**Work required**
Don't include pictures. Quote the lines below from the first through the line that contains "font-bold text-center px-0".
— Begin Provided data —
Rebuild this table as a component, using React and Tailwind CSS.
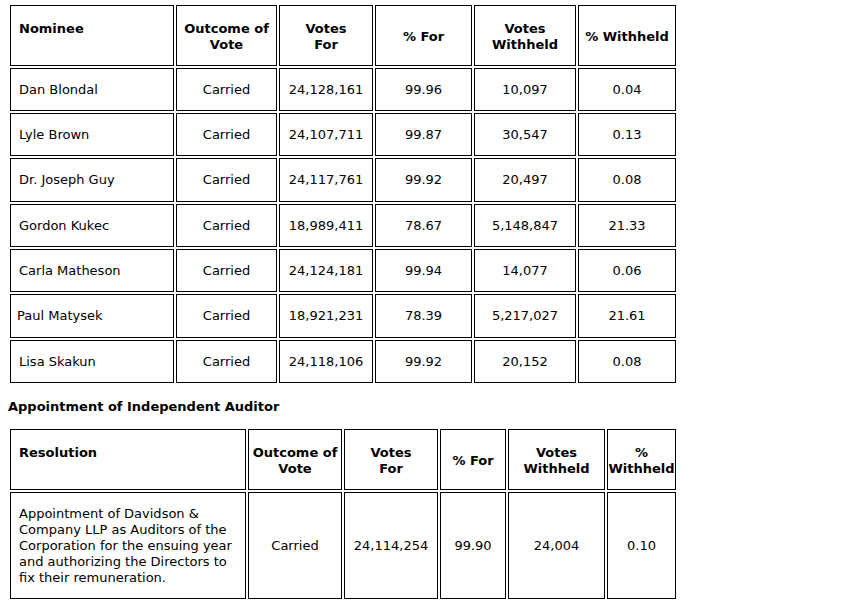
const nominees = [
  ["Dan Blondal", "24,128,161", "99.96", "10,097", "0.04"],
  ["Lyle Brown", "24,107,711", "99.87", "30,547", "0.13"],
  ["Dr. Joseph Guy", "24,117,761", "99.92", "20,497", "0.08"],
  ["Gordon Kukec", "18,989,411", "78.67", "5,148,847", "21.33"],
  ["Carla Matheson", "24,124,181", "99.94", "14,077", "0.06"],
  ["Paul Matysek", "18,921,231", "78.39", "5,217,027", "21.61"],
  ["Lisa Skakun", "24,118,106", "99.92", "20,152", "0.08"],
];

const cell = "border border-black align-middle";
const head = `${cell} font-bold text-center px-0 pt-[2px]`;

export default function App() {
  return (
    <div
      className="min-h-screen bg-white pl-2 text-[13px] leading-4 text-black"
      style={{ fontFamily: '"DejaVu Sans", Verdana, sans-serif' }}
    >
      <table className="mt-[3px] border-separate border-spacing-[2px] table-fixed">
        <colgroup>
          <col className="w-[164px]" />
          <col className="w-[101px]" />
          <col className="w-[94px]" />
          <col className="w-[97px]" />
          <col className="w-[102px]" />
          <col className="w-[98px]" />
        </colgroup>
        <thead>
          <tr className="h-[61px]">
            <th className={`${cell} font-bold text-left align-top pl-2 pt-[15px]`}>Nominee</th>
            <th className={head}>Outcome of<br />Vote</th>
            <th className={head}>Votes<br />For</th>
            <th className={head}>% For</th>
            <th className={head}>Votes<br />Withheld</th>
            <th className={head}>% Withheld</th>
          </tr>
        </thead>
        <tbody>
          {nominees.map((n, i) => (
            <tr key={n[0]} className={i % 3 === 2 ? "h-[44px]" : "h-[43px]"}>
              <td className={`${cell} ${n[0] === "Paul Matysek" ? "pl-[6px]" : "pl-2"}`}>{n[0]}</td>
              <td className={`${cell} text-center`}>Carried</td>
              <td className={`${cell} text-center`}>{n[1]}</td>
              <td className={`${cell} text-center`}>{n[2]}</td>
              <td className={`${cell} text-center`}>{n[3]}</td>
              <td className={`${cell} text-center`}>{n[4]}</td>
            </tr>
          ))}
        </tbody>
      </table>

      <h3 className="mt-[14px] font-bold">Appointment of Independent Auditor</h3>

      <table className="mt-[12px] border-separate border-spacing-[2px] table-fixed">
        <colgroup>
          <col className="w-[236px]" />
          <col className="w-[94px]" />
          <col className="w-[94px]" />
          <col className="w-[66px]" />
          <col className="w-[97px]" />
          <col className="w-[69px]" />
        </colgroup>
        <thead>
          <tr className="h-[61px]">
            <th className={`${cell} font-bold text-left align-top pl-2 pt-[15px]`}>Resolution</th>
            <th className={head}>Outcome of<br />Vote</th>
            <th className={head}>Votes<br />For</th>
            <th className={head}>% For</th>
            <th className={head}>Votes<br />Withheld</th>
            <th className={head}>%<br />Withheld</th>
          </tr>
        </thead>
        <tbody>
          <tr className="h-[107px]">
            <td className={`${cell} pl-2 pr-2`}>
              Appointment of Davidson &amp; Company LLP as Auditors of the
              Corporation for the ensuing year and authorizing the Directors to
              fix their remuneration.
            </td>
            <td className={`${cell} text-center`}>Carried</td>
            <td className={`${cell} text-center`}>24,114,254</td>
            <td className={`${cell} text-center`}>99.90</td>
            <td className={`${cell} text-center`}>24,004</td>
            <td className={`${cell} text-center`}>0.10</td>
          </tr>
        </tbody>
      </table>
    </div>
  );
}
— End Provided data —
**The completed task**
Rebuild this table as a component, using React and Tailwind CSS.
const nominees = [
  ["Dan Blondal", "24,128,161", "99.96", "10,097", "0.04"],
  ["Lyle Brown", "24,107,711", "99.87", "30,547", "0.13"],
  ["Dr. Joseph Guy", "24,117,761", "99.92", "20,497", "0.08"],
  ["Gordon Kukec", "18,989,411", "78.67", "5,148,847", "21.33"],
  ["Carla Matheson", "24,124,181", "99.94", "14,077", "0.06"],
  ["Paul Matysek", "18,921,231", "78.39", "5,217,027", "21.61"],
  ["Lisa Skakun", "24,118,106", "99.92", "20,152", "0.08"],
];

const cell = "border border-black align-middle";
const head = `${cell} font-bold text-center px-0 pt-[2px]`;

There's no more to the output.